The US shale oil boom has removed protecting Gulf oil from Washington’s list of top priorities.
The United States flew strategic bombers over the Gulf on Wednesday for the second time this month, in what Washington says is a show of force meant to deter Iran from attacking American or allied targets in the Middle East.
One senior US military officer said the flight by two Air Force B-52 bombers was in response to signals that Iran may be planning attacks against US allied targets in neighbouring Iraq or elsewhere in the region in the coming days, even as President-elect Joe Biden prepares to take office.
The officer was not authorised to publicly discuss internal assessments based on sensitive intelligence and spoke The Associated Press on condition of anonymity.
The B-52 bomber mission, flown round trip from an Air Force base in North Dakota, reflects growing concern in Washington, in the final weeks of President Donald Trump’s administration, that Iran will order further military retaliation for the US killing last January 3 of top Iranian military commander General Qassem Soleimani.
Iran’s initial response, five days after the deadly US drone strike, was a ballistic missile attack on a military base in Iraq that caused brain concussion injuries to about 100 American troops.
Adding to the tension was a rocket attack last week on the US Embassy compound in Baghdad by Iranian-supported Shia armed groups. No one was killed, but Trump tweeted afterwards that Iran was on notice.
“Some friendly health advice to Iran: If one American is killed, I will hold Iran responsible. Think it over,” Trump wrote on December 23.
In announcing Wednesday’s bomber flight, the head of US Central Command said it was a defensive move.
“The United States continues to deploy combat-ready capabilities into the US Central Command area of responsibility to deter any potential adversary, and make clear that we are ready and able to respond to any aggression directed at Americans or our interests,” said General Frank McKenzie, the commander of Central Command. “We do not seek conflict, but no one should underestimate our ability to defend our forces or to act decisively in response to any attack.”
He did not mention Iran by name.
In advance of the announcement, the senior US military officer who spoke on condition of anonymity said that US intelligence has detected recent signs of “fairly substantive threats” from Iran, and that included planning for possible rocket attacks against US interests in Iraq in connection with the one-year anniversary of the Soleimani killing.
The US is in the process of reducing its troop presence in Iraq from 3,000 to about 2,500. Trump ordered that the reduction be achieved by January 15; officials say it is likely to be reached as early as next week.
The United States also has picked up signs that Iran may be considering or planning “more complex” and broader attacks against American targets or interests in the Middle East, the senior US military officer said, adding that it represented the most concerning signs since the days immediately following the Soleimani killing.
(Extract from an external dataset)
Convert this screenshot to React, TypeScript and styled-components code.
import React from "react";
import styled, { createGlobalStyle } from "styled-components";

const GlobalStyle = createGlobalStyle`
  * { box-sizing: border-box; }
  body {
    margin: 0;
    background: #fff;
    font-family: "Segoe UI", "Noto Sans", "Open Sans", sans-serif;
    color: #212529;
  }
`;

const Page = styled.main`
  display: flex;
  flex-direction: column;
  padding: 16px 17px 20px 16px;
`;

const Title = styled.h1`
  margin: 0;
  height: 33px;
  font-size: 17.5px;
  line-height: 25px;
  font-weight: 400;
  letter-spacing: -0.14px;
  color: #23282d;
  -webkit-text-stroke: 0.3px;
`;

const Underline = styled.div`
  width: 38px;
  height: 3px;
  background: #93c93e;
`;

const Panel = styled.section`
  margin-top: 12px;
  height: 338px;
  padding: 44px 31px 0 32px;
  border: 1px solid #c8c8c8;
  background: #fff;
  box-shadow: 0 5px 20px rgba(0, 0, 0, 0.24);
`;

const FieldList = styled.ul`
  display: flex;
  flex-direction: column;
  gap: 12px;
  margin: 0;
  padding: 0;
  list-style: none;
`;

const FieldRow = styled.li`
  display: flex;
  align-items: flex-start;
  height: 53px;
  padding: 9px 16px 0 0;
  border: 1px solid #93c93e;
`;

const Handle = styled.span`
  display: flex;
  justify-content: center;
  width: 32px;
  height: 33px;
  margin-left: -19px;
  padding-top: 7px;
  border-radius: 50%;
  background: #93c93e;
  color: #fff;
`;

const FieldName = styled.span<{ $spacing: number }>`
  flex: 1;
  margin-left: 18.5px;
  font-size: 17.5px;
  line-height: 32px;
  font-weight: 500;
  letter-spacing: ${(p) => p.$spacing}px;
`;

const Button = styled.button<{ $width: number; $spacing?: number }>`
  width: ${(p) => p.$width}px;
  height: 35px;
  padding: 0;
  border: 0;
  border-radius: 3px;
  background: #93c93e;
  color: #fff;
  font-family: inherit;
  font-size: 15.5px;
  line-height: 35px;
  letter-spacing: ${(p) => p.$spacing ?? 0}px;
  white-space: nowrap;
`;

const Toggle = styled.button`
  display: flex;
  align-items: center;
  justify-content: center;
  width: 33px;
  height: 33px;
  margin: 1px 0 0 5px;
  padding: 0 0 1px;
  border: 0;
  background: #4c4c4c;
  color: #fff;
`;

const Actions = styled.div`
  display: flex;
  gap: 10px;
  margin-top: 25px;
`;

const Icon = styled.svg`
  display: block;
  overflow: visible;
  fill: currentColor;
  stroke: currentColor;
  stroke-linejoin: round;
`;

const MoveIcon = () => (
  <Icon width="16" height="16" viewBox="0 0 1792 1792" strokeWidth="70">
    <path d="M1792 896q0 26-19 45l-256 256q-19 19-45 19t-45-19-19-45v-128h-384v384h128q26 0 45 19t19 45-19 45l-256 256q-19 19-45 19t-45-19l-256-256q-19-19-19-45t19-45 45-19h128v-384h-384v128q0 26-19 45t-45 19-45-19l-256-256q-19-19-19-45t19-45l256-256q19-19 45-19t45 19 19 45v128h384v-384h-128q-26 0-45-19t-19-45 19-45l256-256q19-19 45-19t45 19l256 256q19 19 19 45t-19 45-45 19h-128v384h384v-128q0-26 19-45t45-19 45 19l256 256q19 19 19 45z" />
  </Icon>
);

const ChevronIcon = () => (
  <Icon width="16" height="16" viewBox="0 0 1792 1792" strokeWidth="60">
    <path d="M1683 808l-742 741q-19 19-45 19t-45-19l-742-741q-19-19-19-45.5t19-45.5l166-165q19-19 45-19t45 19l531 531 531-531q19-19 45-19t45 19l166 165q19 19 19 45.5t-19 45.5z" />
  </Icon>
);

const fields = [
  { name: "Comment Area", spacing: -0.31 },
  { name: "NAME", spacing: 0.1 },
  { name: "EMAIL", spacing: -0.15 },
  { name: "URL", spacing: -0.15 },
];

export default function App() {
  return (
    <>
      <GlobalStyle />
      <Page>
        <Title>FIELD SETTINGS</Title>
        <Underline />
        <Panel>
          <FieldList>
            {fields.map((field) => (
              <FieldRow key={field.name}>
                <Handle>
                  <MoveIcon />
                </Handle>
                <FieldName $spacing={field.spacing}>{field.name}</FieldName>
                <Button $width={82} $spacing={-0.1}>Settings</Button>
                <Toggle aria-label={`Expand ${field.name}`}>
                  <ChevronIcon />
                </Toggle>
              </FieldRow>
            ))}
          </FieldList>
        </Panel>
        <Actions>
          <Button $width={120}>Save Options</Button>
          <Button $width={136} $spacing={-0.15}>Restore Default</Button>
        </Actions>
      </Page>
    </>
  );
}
The officer cited indications that advanced weaponry has been flowing from Iran into Iraq recently and that Shia militia leaders in Iraq may have met with officers of Iran’s Quds force, previously commanded by Soleimani.
The US officer said Iran might have its eye on economic targets, noting the September 2019 missile and drone attack on Saudi oil processing facilities. Iran denied involvement but was blamed by the Washington for that attack.
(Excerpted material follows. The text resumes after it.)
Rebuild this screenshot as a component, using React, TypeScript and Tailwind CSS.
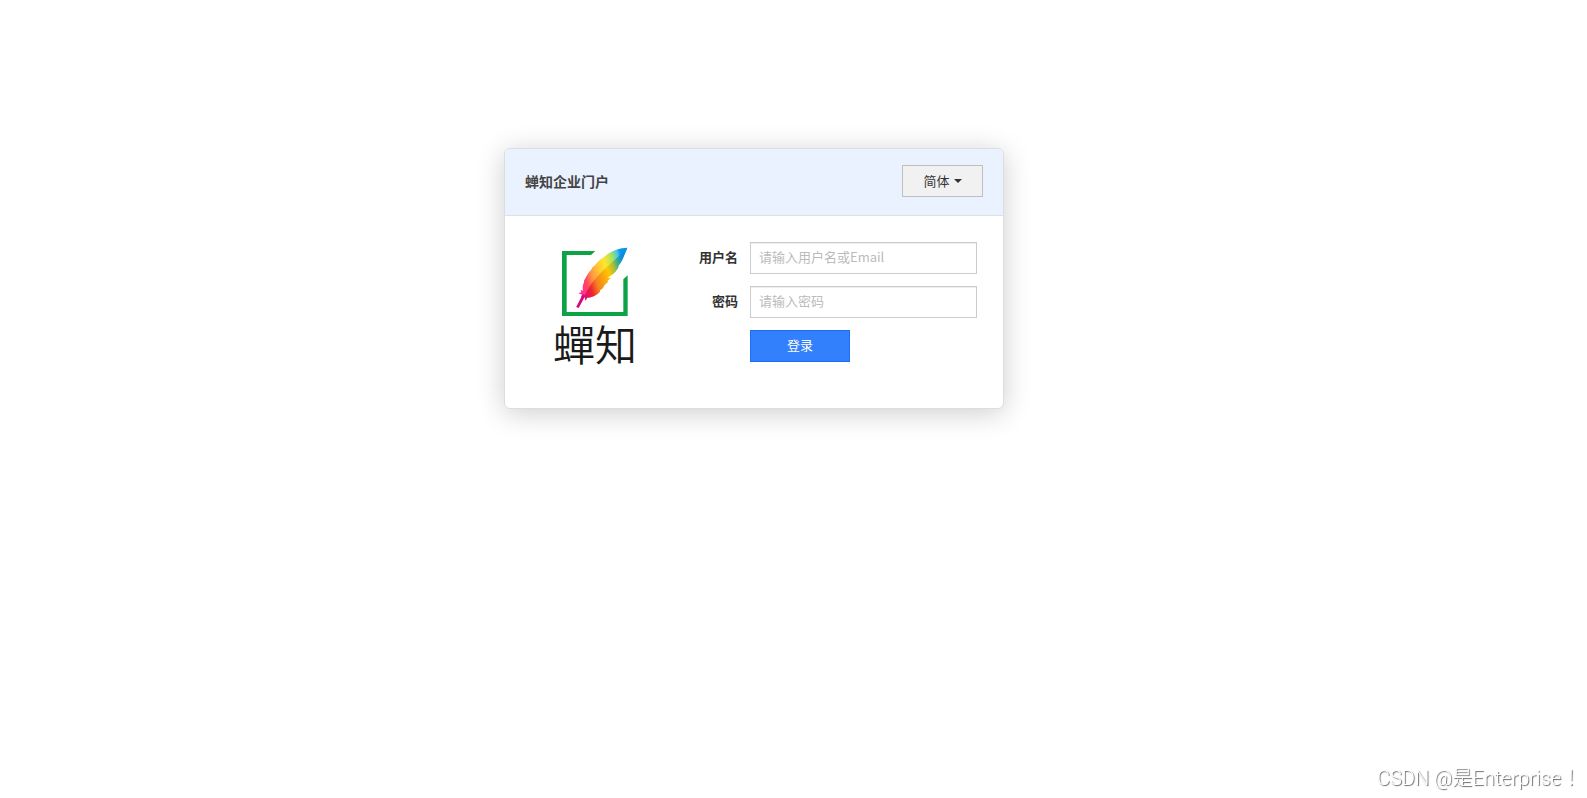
import React from "react";

function Feather() {
  return (
    <svg viewBox="63 33 204 213" className="h-[71px] w-[68px]" role="img" aria-label="蝉知">
      <defs>
        <linearGradient id="plume" gradientUnits="userSpaceOnUse" x1="122" y1="150" x2="258" y2="110">
          <stop offset="0" stopColor="#ff2f92" />
          <stop offset="0.14" stopColor="#ff4a5e" />
          <stop offset="0.3" stopColor="#ff9a42" />
          <stop offset="0.46" stopColor="#ffc832" />
          <stop offset="0.62" stopColor="#ffe62e" />
          <stop offset="0.8" stopColor="#a9e260" />
          <stop offset="0.93" stopColor="#4bc8e0" />
          <stop offset="1" stopColor="#0a95ea" />
        </linearGradient>
        <linearGradient id="shade" gradientUnits="userSpaceOnUse" x1="130" y1="150" x2="258" y2="110">
          <stop offset="0" stopColor="#e5106a" />
          <stop offset="0.14" stopColor="#ee2430" />
          <stop offset="0.3" stopColor="#f5801f" />
          <stop offset="0.48" stopColor="#fba510" />
          <stop offset="0.62" stopColor="#ffc800" />
          <stop offset="0.76" stopColor="#b4bf2e" />
          <stop offset="0.88" stopColor="#35b08c" />
          <stop offset="1" stopColor="#0a8be0" />
        </linearGradient>
      </defs>
      <path d="M66 48H166L153 60H80V231H250V133L263 121V243H66Z" fill="#0ba345" />
      <path
        d="M262 38C240 38 220 45 202 58L192 66L183 72C174 79 168 87 162 94L157 97L156 101C148 110 140 120 135 132L132 137L132 142C128 150 127 158 129 167L121 164L124 172L115 175L126 179L122 187L129 184L109 216L116 218L133 184L137 197L141 188C157 187 169 181 180 170L180 166L188 160L194 149L203 142L203 137L212 129L203 128C220 118 229 109 235 97L235 92L241 85C249 72 255 54 262 38Z"
        fill="url(#plume)"
      />
      <path
        d="M262 38C225 81 163 115 133 184L137 197L141 188C157 187 169 181 180 170L180 166L188 160L194 149L203 142L203 137L212 129L203 128C220 118 229 109 235 97L235 92L241 85C249 72 255 54 262 38Z"
        fill="url(#shade)"
      />
      <path d="M109 216L128 178L136 182L116 218Z" fill="#d3087b" />
    </svg>
  );
}

function Field({ id, label, type, placeholder }: { id: string; label: string; type: string; placeholder: string }) {
  return (
    <div className="flex gap-3">
      <label htmlFor={id} className="w-[53px] text-right font-bold leading-[30px]">
        {label}
      </label>
      <input
        id={id}
        type={type}
        placeholder={placeholder}
        className="h-8 min-w-0 flex-1 border border-[#cccccc] bg-white px-2 pb-[3px] shadow-[inset_0_1px_1px_rgba(0,0,0,0.075)] placeholder:text-[#bbbbbb]"
      />
    </div>
  );
}

export default function App() {
  return (
    <div className="min-h-screen bg-white pt-[148px] pr-[79px] font-['Noto_Sans_CJK_SC',sans-serif] text-[13px] text-[#333333]">
      <main className="mx-auto w-full max-w-[500px] overflow-hidden rounded-md border border-[#dddddd] bg-white shadow-[0_4px_28px_rgba(0,0,0,0.2)]">
        <header className="flex items-start justify-between border-b border-[#e0e0e0] bg-[#ebf2ff] px-5 pt-4 pb-[18px]">
          <h1 className="text-sm leading-8 font-bold text-[#444444]">蝉知企业门户</h1>
          <button
            type="button"
            aria-haspopup="listbox"
            className="flex h-8 w-[81px] items-center justify-center gap-1 border border-[#bfbfbf] bg-[#f1f1f1] leading-[30px]"
          >
            简体
            <span className="border-x-4 border-t-4 border-x-transparent border-t-[#333333]" />
          </button>
        </header>
        <div className="flex pt-[26px] pr-[26px] pb-11">
          <div className="flex w-[180px] flex-col items-center pt-1">
            <Feather />
            <span className="mt-[5px] font-['Noto_Sans_CJK_TC',sans-serif] text-[42px] leading-[42px] font-[350] text-[#1a1a1a]">
              蟬知
            </span>
          </div>
          <form className="flex flex-1 flex-col gap-3" onSubmit={(e) => e.preventDefault()}>
            <Field id="account" label="用户名" type="text" placeholder="请输入用户名或Email" />
            <Field id="password" label="密码" type="password" placeholder="请输入密码" />
            <button
              type="submit"
              className="ml-[65px] h-8 w-[100px] border border-[#1a6dff] bg-[#3280fc] pb-[3px] text-white"
            >
              登录
            </button>
          </form>
        </div>
      </main>
      <div className="fixed right-1.5 bottom-1 font-[Roboto,'Noto_Sans_CJK_TC',sans-serif] text-xl leading-8 font-light text-white [text-shadow:1px_1px_1px_#666666]">
        CSDN @是Enterprise<span lang="zh-TW">！</span>
      </div>
    </div>
  );
}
In recent weeks the US military has taken a range of steps designed to deter Iran, while publicly emphasising that it is not planning, and has not been instructed, to take unprovoked action against Iran.
Last week, a US Navy guided-missile submarine made an unusual transit of the Strait of Hormuz, the strategic waterway between Iran and the Arabian Peninsula.
Earlier in December, a pair of B-52 bombers from Barksdale Air Force Base in Louisiana flew what the military calls a “presence” mission over the Gulf – a demonstration of US force and a signal of US commitment to the region, but not an attack mission. That flight was repeated this week, with two B-52s flying nonstop from Minot Air Force Base in North Dakota and heading home Wednesday after cruising over the western side of the Gulf.
Tensions with Iran escalated with the killing in November of Mohsen Fakhrizadeh, an Iranian scientist named by the West as the leader of the Islamic Republic’s disbanded military nuclear programme. Iran has blamed Israel for the killing, but US officials are concerned that any Iranian retaliation could hit American interests.